Let $a$ run in the set countable set $A=\{2\epsilon.4\epsilon,6\epsilon,\dots\}$.
Then the event $W_1>0$ is 
$$\bigsqcup_{a\in A}\{a-\epsilon<W_1\le a+\epsilon\}\ .
$$
We split correspondingly $W_2>1$, let us fix an $a\in A$, then conditioned by $\{a-\epsilon<W_1\le a+\epsilon\}$ we have
$$
\{W_2-W_1 > 1-a+\epsilon\}
\subseteq
\{W_2 > 1\}
\subseteq
\{W_2 -W_1 > 1-a-\epsilon\}
\ .
$$
So $\Bbb P(\ W_1>0\ ,\ W_2>1\ )$ is between the bounds
$$
\sum_{a\in A}
\underbrace{\left(\int_{a-\epsilon}^{a+\epsilon}\rho_1(t)\; dt\right)}
_{2\epsilon\rho_1(t(a))}
\cdot
\underbrace{\left(\int_{1-a\pm\epsilon}^\infty\rho_1(u)\; du\right)}
_{\Phi(a\mp\epsilon-1)}
\ .
$$
Here $\rho_1$ is the standard gaussian density, and $\Phi$ its repartition. The point $t(a)$ is an intermediate point suitably chosen in the interval $(a-\epsilon,a+\epsilon)$.

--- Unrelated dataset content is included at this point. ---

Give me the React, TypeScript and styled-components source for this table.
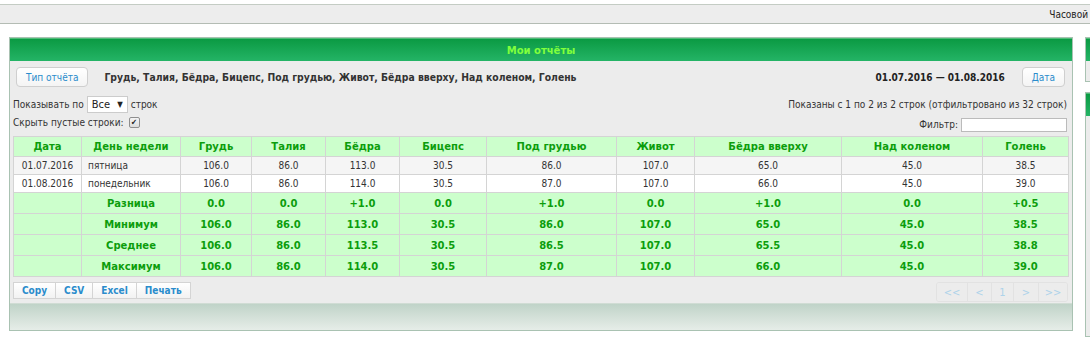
import React from "react";
import styled, { createGlobalStyle } from "styled-components";

const GlobalStyle = createGlobalStyle`
  html, body {
    margin: 0;
    padding: 0;
    background: #ffffff;
    overflow: hidden;
  }
  body {
    font-family: "DejaVu Sans Condensed", "DejaVu Sans", Verdana, sans-serif;
    font-size: 10px;
    color: #333333;
  }
`;

const TopBar = styled.div`
  margin-top: 4px;
  height: 18px;
  background: #ededed;
  border-top: 1px solid #c4ccc4;
  border-bottom: 1px solid #b4bcb4;
  display: flex;
  align-items: center;
  justify-content: flex-end;
  padding-right: 2px;
  font-size: 10px;
  color: #222;
`;

const Page = styled.div`
  display: flex;
  align-items: flex-start;
  gap: 12px;
  padding: 13px 0 0 9px;
  width: 1300px;
`;

const Panel = styled.div<{ $width: number }>`
  width: ${(p) => p.$width}px;
  flex-shrink: 0;
  background: #ececec;
  border: 1px solid #a9c2b2;
  box-sizing: border-box;
`;

const PanelHeader = styled.div`
  height: 23px;
  background: linear-gradient(#0b9a43, #24b466);
  border-top: 1px solid #4fbd78;
  box-sizing: border-box;
  display: flex;
  align-items: center;
  justify-content: center;
  color: #80ff3c;
  font-family: "DejaVu Sans", Verdana, sans-serif;
  font-weight: bold;
  font-size: 10px;
`;

const PanelBody = styled.div`
  padding: 6px 4px 1px 3px;
`;

const PanelFooter = styled.div`
  height: 26px;
  background: linear-gradient(#c0d3c8, #e6ede8);
  border-top: 1px solid #d0dcd4;
`;

const SideColumn = styled.div`
  display: flex;
  flex-direction: column;
  gap: 10px;
`;

const SideBody = styled.div<{ $height: number }>`
  height: ${(p) => p.$height}px;
`;

const Toolbar = styled.div`
  display: flex;
  align-items: center;
  padding: 0 3px;
  height: 20px;
`;

const Button = styled.button`
  height: 20px;
  padding: 0 9px;
  background: linear-gradient(#ffffff, #f4f4f4);
  border: 1px solid #cfcfcf;
  border-radius: 4px;
  color: #2a8ccc;
  font-family: "DejaVu Sans Condensed", "DejaVu Sans", sans-serif;
  font-size: 10px;
  cursor: pointer;
`;

const Fields = styled.div`
  flex: 1;
  margin-left: 16px;
  font-weight: bold;
  font-size: 10.3px;
  color: #333;
`;

const Period = styled.div`
  font-weight: bold;
  font-size: 10px;
  color: #222;
  margin-right: 17px;
`;

const Options = styled.div`
  display: flex;
  justify-content: space-between;
  margin-top: 9px;
  font-size: 10px;
`;

const OptionCol = styled.div<{ $right?: boolean }>`
  display: flex;
  flex-direction: column;
  align-items: ${(p) => (p.$right ? "flex-end" : "flex-start")};
  gap: ${(p) => (p.$right ? "3px" : "1px")};
  padding-right: ${(p) => (p.$right ? "1px" : "0")};
`;

const Line = styled.div`
  display: flex;
  align-items: center;
  gap: 3px;
  min-height: 17px;
`;

const Select = styled.div`
  display: flex;
  align-items: center;
  justify-content: space-between;
  width: 41px;
  height: 17px;
  box-sizing: border-box;
  padding: 0 4px;
  background: #ffffff;
  border: 1px solid #cccccc;
  font-size: 11px;
  color: #222;
  span:last-child {
    font-size: 8px;
  }
`;

const Check = styled.span`
  display: inline-flex;
  align-items: center;
  justify-content: center;
  width: 9px;
  height: 9px;
  border: 1px solid #8e8e8e;
  border-radius: 2px;
  background: linear-gradient(#f4f4f4, #dcdcdc);
  font-size: 8px;
  line-height: 1;
  color: #222;
  margin-left: 2px;
`;

const FilterInput = styled.div`
  width: 106px;
  height: 14px;
  box-sizing: border-box;
  background: #ffffff;
  border: 1px solid #bbbbbb;
`;

const Table = styled.table`
  margin-top: 3px;
  width: 1055px;
  border-collapse: collapse;
  table-layout: fixed;
  font-size: 10px;
`;

const HeadRow = styled.tr`
  height: 20px;
`;

const HeadCell = styled.th`
  padding: 0;
  background: #ccffcc;
  border: 1px solid #d4d4d4;
  color: #0c9d0c;
  font-family: "DejaVu Sans", Verdana, sans-serif;
  font-weight: bold;
  text-align: center;
`;

const Row = styled.tr<{ $odd?: boolean }>`
  height: 18px;
  background: ${(p) => (p.$odd ? "#f5f5f5" : "#ffffff")};
`;

const Cell = styled.td<{ $left?: boolean }>`
  padding: 0 6px;
  border: 1px solid #d4d4d4;
  text-align: ${(p) => (p.$left ? "left" : "center")};
  color: #333;
  white-space: nowrap;
`;

const SumRow = styled.tr`
  height: 21px;
`;

const SumCell = styled.td`
  padding: 0;
  background: #ccffcc;
  border: 1px solid #d4d4d4;
  color: #0c9d0c;
  font-family: "DejaVu Sans", Verdana, sans-serif;
  font-weight: bold;
  text-align: center;
`;

const BottomBar = styled.div`
  display: flex;
  justify-content: space-between;
  align-items: flex-start;
  margin-top: 5px;
`;

const Group = styled.div`
  display: flex;
`;

const GroupButton = styled.button`
  height: 17px;
  padding: 0 8px;
  background: linear-gradient(#ffffff, #f2f2f2);
  border: 1px solid #d4d4d4;
  margin-left: -1px;
  color: #2a8ccc;
  font-weight: bold;
  font-family: "DejaVu Sans Condensed", "DejaVu Sans", sans-serif;
  font-size: 10px;
  &:first-child {
    margin-left: 0;
  }
`;

const Pager = styled.div`
  display: flex;
  border: 1px solid #e2e2e2;
  border-radius: 3px;
  overflow: hidden;
`;

const PageButton = styled.div<{ $w: number }>`
  width: ${(p) => p.$w}px;
  height: 18px;
  display: flex;
  align-items: center;
  justify-content: center;
  background: #ececec;
  border-left: 1px solid #e2e2e2;
  color: #aed3ea;
  font-size: 11px;
  &:first-child {
    border-left: none;
  }
`;

const columns = [
  { title: "Дата", width: 68 },
  { title: "День недели", width: 99 },
  { title: "Грудь", width: 71 },
  { title: "Талия", width: 74 },
  { title: "Бёдра", width: 74 },
  { title: "Бицепс", width: 87 },
  { title: "Под грудью", width: 130 },
  { title: "Живот", width: 78 },
  { title: "Бёдра вверху", width: 147 },
  { title: "Над коленом", width: 141 },
  { title: "Голень", width: 86 },
];

const rows = [
  { date: "01.07.2016", day: "пятница", values: ["106.0", "86.0", "113.0", "30.5", "86.0", "107.0", "65.0", "45.0", "38.5"] },
  { date: "01.08.2016", day: "понедельник", values: ["106.0", "86.0", "114.0", "30.5", "87.0", "107.0", "66.0", "45.0", "39.0"] },
];

const summary = [
  { label: "Разница", values: ["0.0", "0.0", "+1.0", "0.0", "+1.0", "0.0", "+1.0", "0.0", "+0.5"] },
  { label: "Минимум", values: ["106.0", "86.0", "113.0", "30.5", "86.0", "107.0", "65.0", "45.0", "38.5"] },
  { label: "Среднее", values: ["106.0", "86.0", "113.5", "30.5", "86.5", "107.0", "65.5", "45.0", "38.8"] },
  { label: "Максимум", values: ["106.0", "86.0", "114.0", "30.5", "87.0", "107.0", "66.0", "45.0", "39.0"] },
];

const pages = [
  { label: "<<", w: 30 },
  { label: "<", w: 23 },
  { label: "1", w: 21 },
  { label: ">", w: 24 },
  { label: ">>", w: 28 },
];

export default function App() {
  return (
    <>
      <GlobalStyle />
      <TopBar>Часовой</TopBar>
      <Page>
        <Panel $width={1064}>
          <PanelHeader>Мои отчёты</PanelHeader>
          <PanelBody>
            <Toolbar>
              <Button>Тип отчёта</Button>
              <Fields>
                Грудь, Талия, Бёдра, Бицепс, Под грудью, Живот, Бёдра вверху, Над коленом, Голень
              </Fields>
              <Period>01.07.2016 — 01.08.2016</Period>
              <Button>Дата</Button>
            </Toolbar>
            <Options>
              <OptionCol>
                <Line>
                  Показывать по
                  <Select>
                    <span>Все</span>
                    <span>▼</span>
                  </Select>
                  строк
                </Line>
                <Line>
                  Скрыть пустые строки:<Check>✔</Check>
                </Line>
              </OptionCol>
              <OptionCol $right>
                <Line>Показаны с 1 по 2 из 2 строк (отфильтровано из 32 строк)</Line>
                <Line>
                  Фильтр: <FilterInput />
                </Line>
              </OptionCol>
            </Options>
            <Table>
              <colgroup>
                {columns.map((c) => (
                  <col key={c.title} style={{ width: c.width }} />
                ))}
              </colgroup>
              <thead>
                <HeadRow>
                  {columns.map((c) => (
                    <HeadCell key={c.title}>{c.title}</HeadCell>
                  ))}
                </HeadRow>
              </thead>
              <tbody>
                {rows.map((r, i) => (
                  <Row key={r.date} $odd={i % 2 === 0}>
                    <Cell>{r.date}</Cell>
                    <Cell $left>{r.day}</Cell>
                    {r.values.map((v, j) => (
                      <Cell key={j}>{v}</Cell>
                    ))}
                  </Row>
                ))}
                {summary.map((s) => (
                  <SumRow key={s.label}>
                    <SumCell />
                    <SumCell>{s.label}</SumCell>
                    {s.values.map((v, j) => (
                      <SumCell key={j}>{v}</SumCell>
                    ))}
                  </SumRow>
                ))}
              </tbody>
            </Table>
            <BottomBar>
              <Group>
                <GroupButton>Copy</GroupButton>
                <GroupButton>CSV</GroupButton>
                <GroupButton>Excel</GroupButton>
                <GroupButton>Печать</GroupButton>
              </Group>
              <Pager>
                {pages.map((p) => (
                  <PageButton key={p.label} $w={p.w}>
                    {p.label}
                  </PageButton>
                ))}
              </Pager>
            </BottomBar>
          </PanelBody>
          <PanelFooter />
        </Panel>
        <SideColumn>
          <Panel $width={120}>
            <PanelHeader />
            <SideBody $height={20} />
          </Panel>
          <Panel $width={120}>
            <PanelHeader />
            <SideBody $height={220} />
          </Panel>
        </SideColumn>
      </Page>
    </>
  );
}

We take $\epsilon$ of the shape $\frac 1n$ and $a=\frac {2k}n$ with a running $k\in\Bbb N$, so in the limit we get a Riemannian sum, so the value
$$
\begin{aligned}
\Bbb P(\ W_1>0\ ,\ W_2>1\ )
&=
\lim_{n\to\infty}
\frac 2n\sum_{k>0}
 \rho_1\left(\frac{2k}n\right)\cdot 
 \Phi\left(\frac{2k}n-1\right)
\\
&=
\int_0^\infty
 \rho_1(x)\cdot 
 \Phi(x-1)\; dx
\\
&\approx 0.21101\ .
\end{aligned}
$$
(One may write directly the integral.)
This was the complicated side. The product $\Bbb P(\ W_1>0\ )\cdot \Bbb P(\ W_2>1\ )$ is simpler. The first factor is $\frac 12$. The second factor is approx. $0.23975$. (Late in the morning, hope it's ok.)